Keywords: revenue management, rewards programs, fairness, online learning
Abstract: Points-based rewards programs are a prevalent way to incentivize customer loyalty. In these programs, customers who make repeated purchases from a seller accumulate points, working toward eventual redemption of a free reward. While they can generate significant revenue gains for the seller if implemented correctly, these programs have come under scrutiny of late due to accusations of unfair practices in their implementation. Motivated by these real-world concerns, this paper studies the problem of {\it fairly} designing points-based rewards programs, with a special focus on two major obstacles that put fairness at odds with their effectiveness: (i) the incentive to exploit customer heterogeneity by personalizing programs to customers' purchase behavior, and (ii) risks of devaluing customers' previously earned points when sellers need to experiment in uncertain environments. To study this problem, we focus on the popular "Buy $N$, Get One Free" (BNGO) rewards programs.
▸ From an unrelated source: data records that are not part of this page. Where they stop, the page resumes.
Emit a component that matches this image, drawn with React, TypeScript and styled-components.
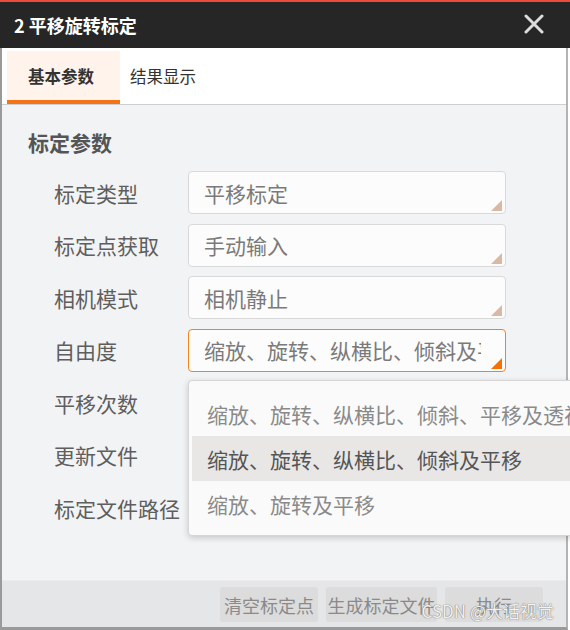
import styled, { createGlobalStyle } from "styled-components";

const GlobalStyle = createGlobalStyle`
  html, body {
    margin: 0;
    padding: 0;
    background: #ffffff;
    overflow: hidden;
  }
  body {
    font-family: "Noto Sans CJK SC", "Noto Sans", sans-serif;
  }
`;

const Window = styled.div`
  position: relative;
  width: 570px;
  height: 630px;
  display: flex;
  flex-direction: column;
  box-sizing: border-box;
`;

const TitleBar = styled.div`
  height: 46px;
  border-top: 2px solid #ee4a3c;
  background: #262626;
  display: flex;
  align-items: center;
  justify-content: space-between;
  padding: 0 26px 0 14px;
`;

const Title = styled.div`
  color: #ffffff;
  font-size: 18px;
  font-weight: 700;
  line-height: 1;
`;

const CloseButton = styled.div`
  width: 20px;
  height: 20px;
  display: flex;
  margin-top: -2px;
`;

const Body = styled.div`
  flex: 1;
  display: flex;
  flex-direction: column;
  margin-right: 2px;
  border-left: 2px solid #9a9a9a;
  border-right: 2px solid #b4b4b4;
  border-bottom: 3px solid #9a9a9a;
`;

const TabBar = styled.div`
  height: 57px;
  box-sizing: border-box;
  background: #ffffff;
  border-bottom: 1px solid #cfcfcf;
  display: flex;
  align-items: flex-end;
  padding-left: 5px;
`;

const Tab = styled.div<{ $active?: boolean }>`
  height: 53px;
  box-sizing: border-box;
  display: flex;
  align-items: center;
  padding: ${(p) => (p.$active ? "0 26px 0 21px" : "0 10px")};
  font-size: 16.5px;
  color: #333333;
  font-weight: ${(p) => (p.$active ? 700 : 400)};
  background: ${(p) => (p.$active ? "#fff3ec" : "transparent")};
  border-bottom: 4px solid ${(p) => (p.$active ? "#f47316" : "transparent")};
`;

const Content = styled.div`
  position: relative;
  flex: 1;
  background: #f2f3f5;
  padding: 22px 0 0 26px;
`;

const Heading = styled.div`
  font-size: 21px;
  font-weight: 700;
  color: #555555;
  line-height: 30px;
  margin-bottom: 14px;
`;

const Form = styled.div`
  display: grid;
  grid-template-columns: 134px 318px;
  row-gap: 9.5px;
  padding-left: 26px;
`;

const Label = styled.div`
  font-size: 21px;
  color: #5e5e5e;
  height: 43px;
  display: flex;
  align-items: center;
  white-space: nowrap;
`;

const Field = styled.div<{ $focused?: boolean }>`
  position: relative;
  height: 43px;
  box-sizing: border-box;
  border: ${(p) => (p.$focused ? "1.5px solid #f58220" : "1px solid #d9d9d9")};
  border-radius: 4px;
  background: #fcfcfc;
  display: flex;
  align-items: center;
  padding: 0 24px 0 15px;
`;

const Value = styled.span`
  flex: 1;
  min-width: 0;
  overflow: hidden;
  white-space: nowrap;
  font-size: 21px;
  color: #7a7a7a;
`;

const Grip = styled.span<{ $focused?: boolean }>`
  position: absolute;
  right: 3px;
  bottom: 2px;
  width: 0;
  height: 0;
  border-left: 11px solid transparent;
  border-bottom: 11px solid ${(p) => (p.$focused ? "#f57208" : "#d9b9a3")};
`;

const Dropdown = styled.div`
  position: absolute;
  left: 186px;
  top: 275px;
  width: 400px;
  height: 156px;
  box-sizing: border-box;
  background: #fafafa;
  border: 1px solid #d6d6d6;
  border-radius: 4px;
  box-shadow: 0 2px 6px rgba(0, 0, 0, 0.18);
  padding-top: 10px;
  z-index: 5;
`;

const Option = styled.div<{ $hover?: boolean }>`
  height: 45px;
  display: flex;
  align-items: center;
  padding-left: 15px;
  margin-left: 3px;
  font-size: 21px;
  white-space: nowrap;
  color: ${(p) => (p.$hover ? "#555555" : "#8a8a8a")};
  background: ${(p) => (p.$hover ? "#e8e7e6" : "transparent")};
`;

const Footer = styled.div`
  height: 47px;
  box-sizing: border-box;
  background: #e5e6e7;
  border-top: 1px solid #ececec;
  display: flex;
  justify-content: flex-end;
  align-items: flex-start;
  gap: 8px;
  padding: 6px 23px 0 0;
`;

const Button = styled.div<{ $width: number }>`
  width: ${(p) => p.$width}px;
  height: 35px;
  border-radius: 3px;
  background: #dcdcdc;
  display: flex;
  align-items: center;
  justify-content: center;
  font-size: 18px;
  line-height: 1;
  color: #8a8a8a;
  white-space: nowrap;
`;

const Watermark = styled.div`
  position: absolute;
  right: 16px;
  bottom: 7px;
  font-size: 17px;
  color: rgba(255, 255, 255, 0.92);
  text-shadow: 0 0 1px #777, 0 0 1px #777;
  z-index: 10;
`;

const rows = [
  { label: "标定类型", value: "平移标定" },
  { label: "标定点获取", value: "手动输入" },
  { label: "相机模式", value: "相机静止" },
  { label: "自由度", value: "缩放、旋转、纵横比、倾斜及平移", focused: true },
  { label: "平移次数", value: "" },
  { label: "更新文件", value: "" },
  { label: "标定文件路径", value: "" },
];

const options = [
  "缩放、旋转、纵横比、倾斜、平移及透视",
  "缩放、旋转、纵横比、倾斜及平移",
  "缩放、旋转及平移",
];

export default function App() {
  return (
    <Window>
      <GlobalStyle />
      <TitleBar>
        <Title>2 平移旋转标定</Title>
        <CloseButton>
          <svg width="20" height="20" viewBox="0 0 20 20">
            <path d="M2 2 L18 18 M18 2 L2 18" stroke="#dddddd" strokeWidth="3" strokeLinecap="round" />
          </svg>
        </CloseButton>
      </TitleBar>
      <Body>
        <TabBar>
          <Tab $active>基本参数</Tab>
          <Tab>结果显示</Tab>
        </TabBar>
        <Content>
          <Heading>标定参数</Heading>
          <Form>
            {rows.map((r) => [
              <Label key={r.label + "-l"}>{r.label}</Label>,
              <Field key={r.label + "-f"} $focused={r.focused}>
                <Value>{r.value}</Value>
                <Grip $focused={r.focused} />
              </Field>,
            ])}
          </Form>
          <Dropdown>
            {options.map((o, i) => (
              <Option key={o} $hover={i === 1}>
                {o}
              </Option>
            ))}
          </Dropdown>
        </Content>
        <Footer>
          <Button $width={98}>清空标定点</Button>
          <Button $width={111}>生成标定文件</Button>
          <Button $width={98}>执行</Button>
        </Footer>
      </Body>
      <Watermark>CSDN @大话视觉</Watermark>
    </Window>
  );
}
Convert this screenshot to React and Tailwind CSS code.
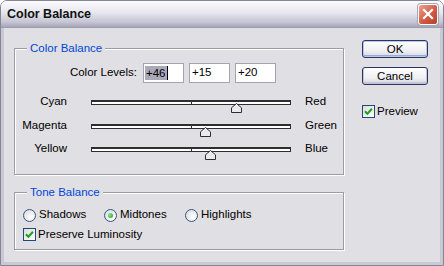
import React from "react";

const font = "font-['Liberation_Sans',Arial,sans-serif]";

function Check({ checked = true }) {
  return (
    <span className="flex items-center justify-center w-[13px] h-[13px] border border-[#1f4a78] bg-[linear-gradient(135deg,#dcdcd8,#ffffff)] shrink-0">
      {checked && (
        <svg width="9" height="9" viewBox="0 0 9 9">
          <path d="M1 4.2 L3.4 6.8 L8 1.8" fill="none" stroke="#21a121" strokeWidth="2" />
        </svg>
      )}
    </span>
  );
}

function Radio({ checked, label }) {
  return (
    <label className="flex items-center w-[81px] gap-[3px]">
      <span className="flex items-center justify-center w-[13px] h-[13px] rounded-full border border-[#35587e] bg-[radial-gradient(circle_at_65%_65%,#ffffff,#d6d6dc)] shrink-0">
        {checked && (
          <span className="w-[5px] h-[5px] rounded-full bg-[radial-gradient(circle_at_35%_35%,#8ee68e,#1f9a1f)]" />
        )}
      </span>
      <span>{label}</span>
    </label>
  );
}

function Slider({ left, right, value }) {
  return (
    <div className="flex items-center h-[23.5px]">
      <span className="w-[52px] text-right">{left}</span>
      <div className="relative ml-[24px] mt-[2px] w-[200px] h-[5px] border-t-2 border-x border-b border-[#2e2e2e] bg-white">
        <div className="absolute left-[99px] top-0 bottom-0 w-px bg-[#2e2e2e]" />
        <svg
          className="absolute top-[1px]"
          style={{ left: 93 + value }}
          width="11"
          height="10"
          viewBox="0 0 11 10"
        >
          <path d="M0.5 9.5 V4.8 L5.5 0.5 L10.5 4.8 V9.5 Z" fill="#ebebee" stroke="#2e2e2e" />
        </svg>
      </div>
      <span className="ml-[14px]">{right}</span>
    </div>
  );
}

function Group({ title, children, className = "" }) {
  return (
    <fieldset
      className={`w-[330px] border border-[#9c9ca4] shadow-[1px_1px_0_#fff,inset_1px_1px_0_#fff] ${className}`}
    >
      <legend className="ml-[12px] px-[3px] leading-[14px] text-[#0046d5] bg-[#e0dfe3]">{title}</legend>
      {children}
    </fieldset>
  );
}

function XpButton({ children, focused }) {
  return (
    <button
      className={`w-[66px] h-[18px] rounded-[3px] border border-[#2a3566] bg-[linear-gradient(#ffffff,#f0f0f4_60%,#d6d6e0)] leading-[16px] text-black ${
        focused ? "shadow-[inset_0_0_0_1px_#b8c8e8,inset_0_-1px_0_1px_#9aaad0]" : "shadow-[inset_0_-1px_0_1px_#c4c4d4]"
      }`}
    >
      {children}
    </button>
  );
}

export default function App() {
  return (
    <div className={`w-[444px] h-[266px] flex flex-col bg-white ${font} text-[11.5px] text-black`}>
      <div className="flex flex-col flex-1 rounded-t-[7px] border border-[#858598] overflow-hidden">
        {/* title bar */}
        <div className="flex items-center justify-between h-[27px] pl-[6px] pr-[5px] bg-[linear-gradient(#fbfbfd,#e6e6ee_45%,#c6c6d4_80%,#a6a6b8)] border-b border-[#9c9cb0]">
          <span className="font-bold text-[12.5px] text-[#111]">Color Balance</span>
          <span className="flex items-center justify-center w-[20px] h-[21px] rounded-[3px] border border-white bg-[linear-gradient(135deg,#eea28e,#d25a44_55%,#b8402c)] shadow-[0_0_0_1px_#a7a7b5]">
            <svg width="12" height="12" viewBox="0 0 12 12">
              <path d="M2 2 L10 10 M10 2 L2 10" stroke="#fff" strokeWidth="2.2" strokeLinecap="square" />
            </svg>
          </span>
        </div>

        {/* body */}
        <div className="flex flex-1 items-start gap-[18px] bg-[#e0dfe3] border-x-[3px] border-b-[3px] border-[#c9c9d4] pl-[10px] pt-[12px]">
          <div className="flex flex-col mt-[1px]">
            <Group title="Color Balance">
              <div className="flex flex-col h-[119px] pt-[8px]">
                <div className="flex items-center h-[20px]">
                  <span className="w-[122px] text-right">Color Levels:</span>
                  <div className="flex gap-[5px] ml-[6px]">
                    <div className="flex items-center w-[41px] h-[20px] border border-[#a4a4b0] bg-white pl-[1px]">
                      <span className="bg-[#a9a9ba] leading-[14px] px-px">+46</span>
                      <span className="w-px h-[14px] bg-black" />
                    </div>
                    <div className="flex items-center w-[41px] h-[20px] border border-[#a4a4b0] bg-white pl-[2px]">+15</div>
                    <div className="flex items-center w-[41px] h-[20px] border border-[#a4a4b0] bg-white pl-[2px]">+20</div>
                  </div>
                </div>
                <div className="flex flex-col mt-[7px]">
                  <Slider left="Cyan" right="Red" value={46} />
                  <Slider left="Magenta" right="Green" value={15} />
                  <Slider left="Yellow" right="Blue" value={20} />
                </div>
              </div>
            </Group>

            <Group title="Tone Balance" className="mt-[10px]">
              <div className="flex flex-col h-[50px] pt-[7px] pl-[8px]">
                <div className="flex items-center h-[18px]">
                  <Radio label="Shadows" />
                  <Radio label="Midtones" checked />
                  <Radio label="Highlights" />
                </div>
                <label className="flex items-center h-[21px] gap-[2px]">
                  <Check />
                  <span>Preserve Luminosity</span>
                </label>
              </div>
            </Group>
          </div>

          <div className="flex flex-col">
            <XpButton focused>OK</XpButton>
            <div className="mt-[9px]">
              <XpButton>Cancel</XpButton>
            </div>
            <label className="flex items-center gap-[2px] mt-[18px]">
              <Check />
              <span>Preview</span>
            </label>
          </div>
        </div>
      </div>
    </div>
  );
}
We first show that the optimal \emph{individually fair} program that uses the same redemption threshold for all customers suffers from a constant factor loss in revenue of at most $1+\ln 2$, compared to the optimal personalized strategy which may unfairly offer different customers different thresholds. We then tackle the problem of designing {\it temporally fair} learning algorithms in the presence of demand uncertainty.
Toward this goal, we design a "stable" learning algorithm that limits the risk of point devaluation due to experimentation by only changing the redemption threshold $O(\log T)$ times, over a learning horizon of length $T$. We prove that this algorithm incurs $\widetilde{O}(\sqrt{T})$ regret in expectation; this guarantee is optimal, up to polylogarithmic factors. We then modify this algorithm to ever only decrease redemption thresholds, leading to improved fairness at a cost of only a constant factor in regret. Finally, we conduct extensive numerical experiments to show the limited value of personalization in average-case settings, in addition to demonstrating the strong practical performance of our proposed learning algorithms.